→ **WHAT YOU HAVE TO DO**
Locate and copy all lines bearing the word "React".

→ **COLLECTED MATERIAL**
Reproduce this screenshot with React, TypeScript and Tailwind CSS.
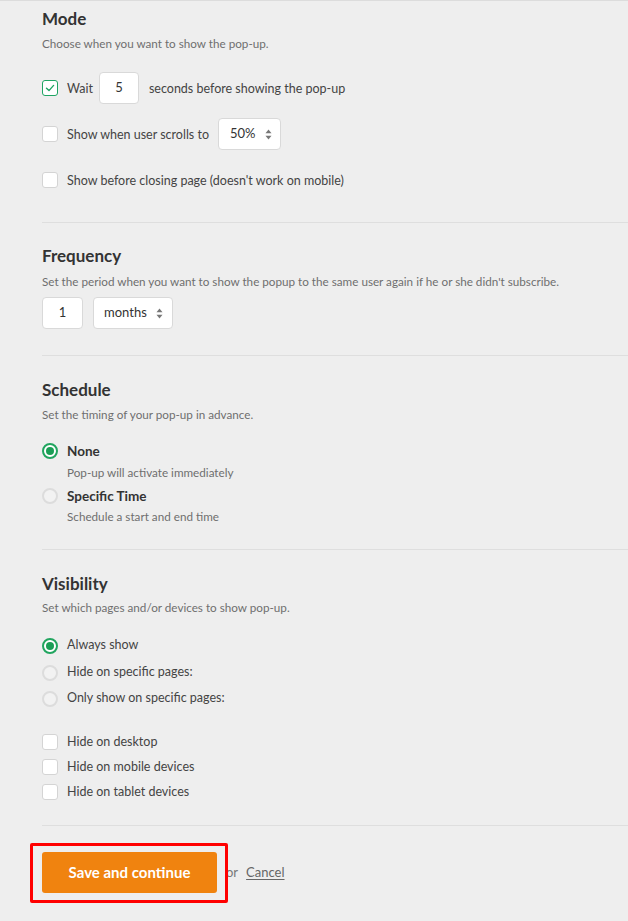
import React from "react";

const font = { fontFamily: "Lato, 'Open Sans', Arial, sans-serif" };

function Checkbox({ checked = false }: { checked?: boolean }) {
  if (checked) {
    return (
      <span className="flex h-4 w-4 shrink-0 items-center justify-center rounded-[3px] border-[1.5px] border-[#1fa463] bg-white">
        <svg width="10" height="10" viewBox="0 0 10 10" fill="none">
          <path d="M1.5 5.2 L4 7.6 L8.6 2.4" stroke="#1fa463" strokeWidth="1.4" strokeLinecap="round" strokeLinejoin="round" />
        </svg>
      </span>
    );
  }
  return <span className="block h-4 w-4 shrink-0 rounded-[3px] border border-[#d4d4d4] bg-white" />;
}

function Radio({ checked = false }: { checked?: boolean }) {
  if (checked) {
    return (
      <span className="flex h-4 w-4 shrink-0 items-center justify-center rounded-full border-2 border-[#21a55f] bg-white">
        <span className="block h-2 w-2 rounded-full bg-[#1a9e55]" />
      </span>
    );
  }
  return <span className="block h-4 w-4 shrink-0 rounded-full border-2 border-[#dcdcdc] bg-[#f2f2f2]" />;
}

function Arrows() {
  return (
    <svg width="7" height="11" viewBox="0 0 7 11" className="shrink-0">
      <path d="M3.5 0.5 L6.5 4.2 L0.5 4.2 Z" fill="#777" />
      <path d="M3.5 10.5 L6.5 6.8 L0.5 6.8 Z" fill="#777" />
    </svg>
  );
}

function Heading({ children }: { children: React.ReactNode }) {
  return <h2 className="text-[17px] font-bold leading-5 text-[#333]">{children}</h2>;
}

function Desc({ children, className = "" }: { children: React.ReactNode; className?: string }) {
  return <p className={"text-[11.7px] leading-4 text-[#6e6e6e] " + className}>{children}</p>;
}

export default function App() {
  return (
    <div className="min-h-[921px] w-[628px] overflow-hidden border-t border-[#dcdcdc] bg-[#eeeeee] text-[12.5px] text-[#444]" style={font}>
      <div className="pl-[42px]">
        {/* Mode */}
        <section className="pt-[8px] pb-[26px]">
          <Heading>Mode</Heading>
          <Desc className="mt-[6px]">Choose when you want to show the pop-up.</Desc>
          <div className="mt-[21px] flex flex-col gap-[14px]">
            <div className="flex h-8 items-center">
              <Checkbox checked />
              <span className="ml-[9px] translate-y-[1px]">Wait</span>
              <span className="ml-[6px] flex h-8 w-10 items-center justify-center rounded-[4px] border border-[#d9d9d9] bg-white text-[13px] text-[#333]">5</span>
              <span className="ml-[10px] translate-y-[1px]">seconds before showing the pop-up</span>
            </div>
            <div className="flex h-8 items-center">
              <Checkbox />
              <span className="ml-[9px] translate-y-[1px]">Show when user scrolls to</span>
              <span className="ml-[9px] flex h-8 w-[63px] items-center justify-between rounded-[4px] border border-[#d9d9d9] bg-white pl-[11px] pr-[8px] text-[13px] text-[#333]">
                <span>50%</span>
                <Arrows />
              </span>
            </div>
            <div className="flex h-8 items-center">
              <Checkbox />
              <span className="ml-[9px] translate-y-[1px]">Show before closing page (doesn't work on mobile)</span>
            </div>
          </div>
        </section>
        <div className="h-px bg-[#dedede]" />

        {/* Frequency */}
        <section className="pt-[23px] pb-[26px]">
          <Heading>Frequency</Heading>
          <Desc className="mt-[7px]">Set the period when you want to show the popup to the same user again if he or she didn't subscribe.</Desc>
          <div className="mt-[8px] flex items-center gap-[10px]">
            <span className="flex h-8 w-[41px] items-center justify-center rounded-[4px] border border-[#d9d9d9] bg-white text-[13px] text-[#333]">1</span>
            <span className="flex h-8 w-[80px] items-center justify-between rounded-[4px] border border-[#d9d9d9] bg-white pl-[10px] pr-[9px] text-[13px] text-[#333]">
              <span>months</span>
              <Arrows />
            </span>
          </div>
        </section>
        <div className="h-px bg-[#dedede]" />

        {/* Schedule */}
        <section className="pt-[24px] pb-[25px]">
          <Heading>Schedule</Heading>
          <Desc className="mt-[6px]">Set the timing of your pop-up in advance.</Desc>
          <div className="mt-[21px] flex items-center">
            <Radio checked />
            <span className="ml-[9px] text-[13.5px] font-bold leading-4 text-[#333]">None</span>
          </div>
          <Desc className="ml-[25px] mt-[5px]">Pop-up will activate immediately</Desc>
          <div className="mt-[8px] flex items-center">
            <Radio />
            <span className="ml-[9px] text-[13.5px] font-bold leading-4 text-[#333]">Specific Time</span>
          </div>
          <Desc className="ml-[25px] mt-[4px]">Schedule a start and end time</Desc>
        </section>
        <div className="h-px bg-[#dedede]" />

        {/* Visibility */}
        <section className="pt-[24px] pb-[25px]">
          <Heading>Visibility</Heading>
          <Desc className="mt-[5px]">Set which pages and/or devices to show pop-up.</Desc>
          <div className="mt-[23px] flex flex-col gap-[10px]">
            <div className="flex h-4 items-center">
              <Radio checked />
              <span className="ml-[9px] -translate-y-[1px]">Always show</span>
            </div>
            <div className="mt-px flex h-4 items-center">
              <Radio />
              <span className="ml-[9px] -translate-y-[1px]">Hide on specific pages:</span>
            </div>
            <div className="flex h-4 items-center">
              <Radio />
              <span className="ml-[9px] -translate-y-[1px]">Only show on specific pages:</span>
            </div>
          </div>
          <div className="mt-[27px] flex flex-col gap-[9px]">
            <div className="flex h-4 items-center">
              <Checkbox />
              <span className="ml-[9px]">Hide on desktop</span>
            </div>
            <div className="flex h-4 items-center">
              <Checkbox />
              <span className="ml-[9px]">Hide on mobile devices</span>
            </div>
            <div className="flex h-4 items-center">
              <Checkbox />
              <span className="ml-[9px]">Hide on tablet devices</span>
            </div>
          </div>
        </section>
        <div className="h-px bg-[#dedede]" />

        {/* Actions */}
        <div className="flex items-center pt-[26px]">
          <div className="relative">
            <button className="flex h-[41px] w-[175px] items-center justify-center rounded-[3px] bg-[#f0830f] text-[15px] font-bold text-white">
              Save and continue
            </button>
            <span className="pointer-events-none absolute -bottom-[10px] -left-[12px] -right-[11px] -top-[9px] rounded-[2px] border-[3px] border-[#ff0000]" />
          </div>
          <span className="ml-[9px] text-[13px] text-[#777]">or</span>
          <a className="ml-[8px] text-[13px] text-[#666] underline underline-offset-2">Cancel</a>
        </div>
      </div>
    </div>
  );
}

→ **WRITTEN ANSWER**
Reproduce this screenshot with React, TypeScript and Tailwind CSS.
import React from "react";
function Heading({ children }: { children: React.ReactNode }) {
function Desc({ children, className = "" }: { children: React.ReactNode; className?: string }) {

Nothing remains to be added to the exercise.